Les Etats-Unis restent plus que jamais les gendarmes du monde, y compris et surtout dans cette région. L’Ukraine a quelque peu contrarié les plans de la diplomatie américaine laquelle ne renonce pas pour autant à y réorienter ses objectifs, ce qui pourrait permettre de comprendre sa volonté de solder au plus vite le conflit russo-ukrainien.
Plus globalement, la zone indopacifique allant de l’Afrique orientale aux Etats-Unis et comprenant l’Asie du sud-est et l’Océanie, sans oublier l’Inde autre acteur majeur, est également un terrain d’affrontement très sensible entre grandes puissances. Toutefois, la France, puissance nucléaire et membre permanent du conseil de sécurité des Nations-Unies, y joue un rôle fondamental. Ainsi que l’a affirmé le président français lors de sa visite dans l’Indopacifique au mois de juillet 2023, la France est très présente dans la région avec 8 000 militaires. Quoi qu’il arrive, il faudra compter avec elle et les grandes puissances mondiales et régionales en sont conscientes.

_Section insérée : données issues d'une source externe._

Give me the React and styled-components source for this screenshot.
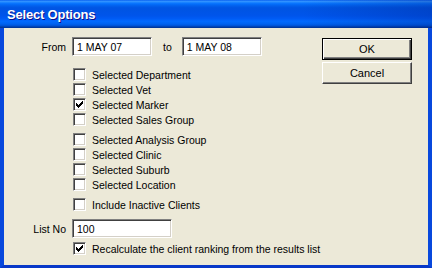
import React from 'react'
import styled, { createGlobalStyle } from 'styled-components'

const GlobalStyle = createGlobalStyle`
    html, body {
        margin: 0;
        padding: 0;
        background: #ECE9D8;
    }
    body {
        font-family: "Liberation Sans", Arial, sans-serif;
        font-size: 10.5px;
        color: #000;
    }
`

const groups = [
    [
        { label: 'Selected Department' },
        { label: 'Selected Vet' },
        { label: 'Selected Marker', checked: true },
        { label: 'Selected Sales Group' },
    ],
    [
        { label: 'Selected Analysis Group' },
        { label: 'Selected Clinic' },
        { label: 'Selected Suburb' },
        { label: 'Selected Location' },
    ],
    [
        { label: 'Include Inactive Clients' },
    ],
]

function CheckMark() {
    return (
        <svg width="7" height="7" viewBox="0 0 7 7">
            <path d="M0 2h1v1h1v1h1V3h1V2h1V1h1V0h1v3h-1v1h-1v1h-1v1h-1v1h-1V6H1V5H0z" fill="#000" />
        </svg>
    )
}

function Check({ label, checked }) {
    return (
        <CheckRow>
            <Box>{checked && <CheckMark />}</Box>
            <span>{label}</span>
        </CheckRow>
    )
}

function App() {
    return (
        <>
            <GlobalStyle />
            <Window>
                <TitleBar>
                    <Title>Select Options</Title>
                </TitleBar>
                <Body>
                    <Form>
                        <Label>From</Label>
                        <DateRow>
                            <TextBox $w={80} defaultValue="1 MAY 07" readOnly />
                            <Joiner>to</Joiner>
                            <TextBox $w={80} defaultValue="1 MAY 08" readOnly />
                        </DateRow>

                        {groups.map((group, i) => (
                            <Group key={i} $top={i === 0 ? 11 : 5}>
                                {group.map((item) => (
                                    <Check key={item.label} {...item} />
                                ))}
                            </Group>
                        ))}

                        <Label $top={7}>List No</Label>
                        <TextBox $w={100} $top={7} defaultValue="100" readOnly />

                        <Group $top={3}>
                            <Check label="Recalculate the client ranking from the results list" checked />
                        </Group>
                    </Form>
                    <Buttons>
                        <Button $default>OK</Button>
                        <Button>Cancel</Button>
                    </Buttons>
                </Body>
            </Window>
        </>
    )
}

const Window = styled.div`
    width: 432px;
    height: 268px;
    display: flex;
    flex-direction: column;
    background: #0A46D8;
`

const TitleBar = styled.div`
    height: 28px;
    flex-shrink: 0;
    display: flex;
    align-items: center;
    padding-left: 7px;
    background:
        linear-gradient(to right, rgba(0, 20, 120, 0) 70%, rgba(0, 20, 120, 0.25) 100%),
        linear-gradient(to bottom, #0058EE 0%, #3593FF 4%, #288EFF 7%, #127DFF 10%, #036FFC 14%, #0262EE 20%, #0057E5 26%, #0054E3 32%, #0055EB 56%, #005BF5 66%, #026AFE 76%, #0062EF 86%, #0052D6 92%, #0040AB 96%, #003092 100%);
`

const Title = styled.span`
    color: #fff;
    font-family: "Liberation Sans", Arial, sans-serif;
    font-weight: bold;
    font-size: 13px;
    letter-spacing: -0.2px;
    text-shadow: 1px 1px #0F1089;
    margin-top: 1px;
`

const Body = styled.div`
    flex: 1;
    display: flex;
    justify-content: space-between;
    background: #ECE9D8;
    border-left: 4px solid #0848DD;
    border-right: 4px solid #0848DD;
    border-bottom: 3px solid #0838C8;
    padding: 9px 16px 0 0;
`

const Form = styled.div`
    display: grid;
    grid-template-columns: 62px auto;
    column-gap: 6px;
    align-content: start;
    align-items: center;
`

const Label = styled.div`
    grid-column: 1;
    text-align: right;
    margin-top: ${(p) => p.$top || 0}px;
`

const DateRow = styled.div`
    grid-column: 2;
    display: flex;
    align-items: center;
`

const Joiner = styled.span`
    margin: 0 10px 0 11px;
`

const TextBox = styled.input`
    grid-column: 2;
    box-sizing: border-box;
    width: ${(p) => p.$w}px;
    height: 19px;
    margin: ${(p) => p.$top || 0}px 0 0 0;
    padding: 0 0 0 4px;
    border: 1px solid;
    border-color: #808080 #fff #fff #808080;
    box-shadow: inset 1px 1px #404040, inset -1px -1px #D4D0C8;
    background: #fff;
    font-family: "Liberation Sans", Arial, sans-serif;
    font-size: 10.5px;
    color: #000;
    outline: none;
`

const Group = styled.div`
    grid-column: 2;
    display: flex;
    flex-direction: column;
    margin-top: ${(p) => p.$top}px;
`

const CheckRow = styled.label`
    display: flex;
    align-items: center;
    gap: 6px;
    height: 15px;
    padding-left: 1px;
    white-space: nowrap;
`

const Box = styled.span`
    box-sizing: border-box;
    width: 13px;
    height: 13px;
    display: flex;
    align-items: center;
    justify-content: center;
    border: 1px solid;
    border-color: #808080 #fff #fff #808080;
    box-shadow: inset 1px 1px #404040, inset -1px -1px #D4D0C8;
    background: #fff;
`

const Buttons = styled.div`
    display: flex;
    flex-direction: column;
    gap: 2px;
    margin-top: 1px;
`

const Button = styled.button`
    box-sizing: border-box;
    width: 90px;
    height: 22px;
    padding: 0;
    background: #ECE9D8;
    font-family: "Liberation Sans", Arial, sans-serif;
    font-size: 11px;
    color: #000;
    border: 1px solid;
    border-color: ${(p) => (p.$default ? '#000' : '#fff #404040 #404040 #fff')};
    box-shadow: ${(p) =>
        p.$default
            ? 'inset 1px 1px #fff, inset -1px -1px #404040, inset -2px -2px #808080'
            : 'inset -1px -1px #808080'};
`

export default App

Les enjeux dans cette partie du monde sont donc majeurs. Il n’est pas certain, malgré une prise de conscience récente, que l’Occident soit prêt aujourd’hui à y faire face. Le changement de priorité des administrations américaines montre également que l’Europe doit aujourd’hui accélérer les moyens de sa propre défense, à défaut pour l’Union européenne de construire une Europe de la défense qui devrait passer par une révision des traités.